The researchers at ETH Zurich and the Universities of Basel, Bern, and Zurich solved this problem by equipping two of the legged robots as specialists. One robot was programmed to be particularly good at mapping the terrain and classifying the geology. It used a laser scanner and several cameras – some of them capable of spectral analysis – to gather initial clues about the mineral composition of the rock. The other specialist robot was taught to precisely identify rocks using a Raman spectrometer and a microscopy camera.

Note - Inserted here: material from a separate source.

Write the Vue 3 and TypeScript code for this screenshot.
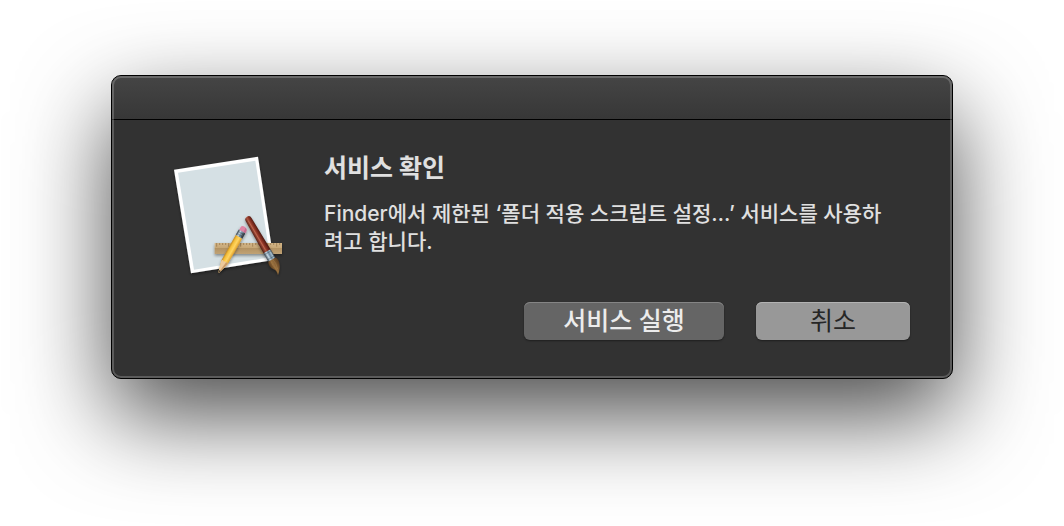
<script setup lang="ts">
import { ref } from 'vue'

const open = ref(true)
const serviceName = '폴더 적용 스크립트 설정…'
const ticks = Array.from({ length: 22 }, (_, i) => ({
  x: 155 + i * 9,
  length: i % 4 === 0 ? 11 : 6,
}))

function close(): void {
  open.value = false
}
</script>

<template>
  <main class="stage">
    <section
      v-if="open"
      class="dialog"
      role="alertdialog"
      aria-labelledby="dialog-title"
      aria-describedby="dialog-text"
    >
      <header class="titlebar"></header>
      <div class="body">
        <div class="message">
          <svg class="app-icon" viewBox="0 15 390 390" aria-hidden="true">
            <defs>
              <linearGradient id="ruler" x1="0" y1="0" x2="0" y2="1">
                <stop offset="0" stop-color="#d2b588" />
                <stop offset="0.42" stop-color="#c7a877" />
                <stop offset="0.5" stop-color="#b39363" />
                <stop offset="1" stop-color="#c0a275" />
              </linearGradient>
              <linearGradient id="pencil" x1="0" y1="0" x2="1" y2="0">
                <stop offset="0" stop-color="#c58a20" />
                <stop offset="0.25" stop-color="#f5c03c" />
                <stop offset="0.6" stop-color="#ffd562" />
                <stop offset="1" stop-color="#e0a02a" />
              </linearGradient>
              <linearGradient id="handle" x1="0" y1="0" x2="1" y2="0">
                <stop offset="0" stop-color="#4a1a13" />
                <stop offset="0.4" stop-color="#ad5540" />
                <stop offset="0.6" stop-color="#8c3324" />
                <stop offset="1" stop-color="#45160f" />
              </linearGradient>
              <linearGradient id="metal" x1="0" y1="0" x2="1" y2="0">
                <stop offset="0" stop-color="#384450" />
                <stop offset="0.3" stop-color="#c9dce8" />
                <stop offset="0.55" stop-color="#6c879d" />
                <stop offset="0.8" stop-color="#a4bbc9" />
                <stop offset="1" stop-color="#27313a" />
              </linearGradient>
              <linearGradient id="bristle" x1="0" y1="0" x2="1" y2="0">
                <stop offset="0" stop-color="#5b3b1c" />
                <stop offset="0.4" stop-color="#98703f" />
                <stop offset="1" stop-color="#5a3c20" />
              </linearGradient>
              <filter id="drop" x="-30%" y="-30%" width="160%" height="160%">
                <feDropShadow dx="0" dy="5" stdDeviation="4" flood-color="#000" flood-opacity="0.4" />
              </filter>
            </defs>
            <g filter="url(#drop)">
              <path d="M27 74 279 35 326 345 78 385Z" fill="#fff" />
            </g>
            <path d="M39 83 271 47 315 337 87 374Z" fill="#d5e0e4" />
            <g filter="url(#drop)">
              <path d="M149 294H351V327H149Z" fill="url(#ruler)" />
              <path
                v-for="tick in ticks"
                :key="tick.x"
                :d="`M${tick.x} 294v${tick.length}`"
                stroke="#8f7044"
                stroke-width="2"
              />
            </g>
            <g filter="url(#drop)">
              <g transform="translate(234 254) rotate(29.5)">
                <path d="M-10 3V-3Q-9 -10 0 -10T11 -3V7H-10Z" fill="#df84a4" />
                <path d="M4 -9Q11 -6 11 -1V7H5Z" fill="#c56c90" />
                <path d="M-11 6H11V25H-11Z" fill="url(#metal)" />
                <path d="M-11 12H11M-11 19H11" stroke="#2c333c" stroke-width="1" />
                <path d="M4 7H11V24H4Z" fill="#2b3037" opacity="0.7" />
                <path d="M-11 25H11V112L1 148H-1L-11 112Z" fill="url(#pencil)" />
                <path d="M-11 112Q-7 107 -4 112 0 107 4 112 8 107 11 112L1 149H-1Z" fill="#edc99b" />
                <path d="M4 112Q8 107 11 112L1 149 0 144Z" fill="#c99a68" />
                <path d="M-3 141H3L1 149H-1Z" fill="#40372e" />
              </g>
            </g>
            <g filter="url(#drop)">
              <g transform="translate(246 215) rotate(-30)">
                <path d="M-10 10Q-10 0 0 0T10 10L12 121H-12Z" fill="url(#handle)" />
                <path d="M-3 12-2 114" stroke="#e28a6d" stroke-width="2" opacity="0.45" />
                <path d="M-12 120H12L13 149H-12Z" fill="url(#metal)" />
                <path d="M-12 125H12M-12 143H12" stroke="#34404a" stroke-width="1" />
                <path d="M-12 149H13Q19 158 14 170 11 182 -7 198 -3 185 -9 177 -20 162 -12 149Z" fill="url(#bristle)" />
                <path d="M-5 152Q-8 166 -2 181M3 151Q7 164 1 182" fill="none" stroke="#b58a50" stroke-width="1" />
              </g>
            </g>
          </svg>
          <div class="copy">
            <h1 id="dialog-title">서비스 확인</h1>
            <p id="dialog-text">Finder에서 제한된 ‘{{ serviceName }}’ 서비스를 사용하려고 합니다.</p>
          </div>
        </div>
        <div class="actions">
          <button type="button" class="run" @click="close">서비스 실행</button>
          <button type="button" class="cancel" @click="close">취소</button>
        </div>
      </div>
    </section>
  </main>
</template>

<style>
body {
  margin: 0;
  background: #fff;
}
</style>

<style scoped>
.stage {
  box-sizing: border-box;
  min-height: 100vh;
  padding: 75px 111px;
  overflow: hidden;
  font-family: Inter, 'Noto Sans CJK KR', sans-serif;
  color: #e0e0e0;
}

.dialog {
  position: relative;
  border: 1px solid #000;
  border-radius: 10px;
  background: #323232;
  box-shadow: 0 36px 92px rgba(0, 0, 0, 0.71);
}

.dialog::after {
  content: '';
  position: absolute;
  inset: 0;
  border: 2px solid rgba(255, 255, 255, 0.2);
  border-radius: 9px;
  pointer-events: none;
}

.titlebar {
  height: 43px;
  border-bottom: 1px solid #000;
  border-radius: 9px 9px 0 0;
  background: linear-gradient(#454545, #373737);
}

.body {
  padding: 30px 42px 38px 53px;
}

.message {
  display: flex;
  gap: 29px;
}

.app-icon {
  flex: none;
  width: 130px;
  height: 130px;
}

.copy {
  flex: 1;
  padding: 2px 20px 0 0;
}

h1 {
  margin: 0 0 16px;
  font-size: 25px;
  line-height: 32px;
  font-weight: 700;
}

p {
  margin: 0;
  font-size: 21px;
  line-height: 28px;
  font-weight: 500;
}

.actions {
  display: flex;
  justify-content: flex-end;
  gap: 32px;
  margin-top: 22px;
}

button {
  height: 38px;
  padding: 0;
  border: 0;
  border-radius: 6px;
  font-family: inherit;
  font-size: 25px;
  line-height: 36px;
  font-weight: 500;
}

.run {
  width: 200px;
  background: #656565;
  color: #ececec;
  box-shadow: inset 0 1px #858585, 0 1px 2px rgba(0, 0, 0, 0.4);
}

.cancel {
  width: 154px;
  background: #989898;
  color: #262626;
  font-weight: 400;
  box-shadow: inset 0 1px #b3b3b3, 0 1px 2px rgba(0, 0, 0, 0.4);
}
</style>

The third robot was a generalist: it was able to both map the terrain and identify rocks, which meant that it had a broader range of tasks than the specialists. However, its equipment meant that it could perform these tasks with less precision. “This makes it possible to complete the mission should any one of the robots malfunction,” Arm says.

Combination is key

At the ESRIC and ESA Space Resources Challenge, the jury was particularly impressed that the researchers had built redundancy into their exploration system to make it resilient to potential failures. As a prize, the Swiss scientists and their colleagues from the FZI Research Center for Information Technology in Karlsruhe, were awarded a one-year research contract to further develop this technology. In addition to legged robots, this work will also involve robots with wheels, building on the FZI researchers’ experience with such robots.

“Legged robots like our ANYmal cope well in rocky and steep terrain, for example when it comes to climbing down into a crater,” explains Hendrik Kolvenbach, a senior scientist in Professor Hutter’s group. Robots with wheels are at a disadvantage in these kinds of conditions, but they can move faster on less challenging terrain. For a future mission, it would therefore make sense to combine robots that differ in terms of their mode of locomotion. Flying robots could also be added to the team.

The researchers also plan to make the robots more autonomous. Presently, all data from the robots flows into a control center, where an operator assigns tasks to the individual robots. In the future, semi-autonomous robots could directly assign certain tasks to each other, with control and intervention options for the operator.

Reference: “Scientific exploration of challenging planetary analog environments with a team of legged robots” by Philip Arm, Gabriel Waibel, Jan Preisig, Turcan Tuna, Ruyi Zhou, Valentin Bickel, Gabriela Ligeza, Takahiro Miki, Florian Kehl, Hendrik Kolvenbach and Marco Hutter, 12 July 2023, Science Robotics.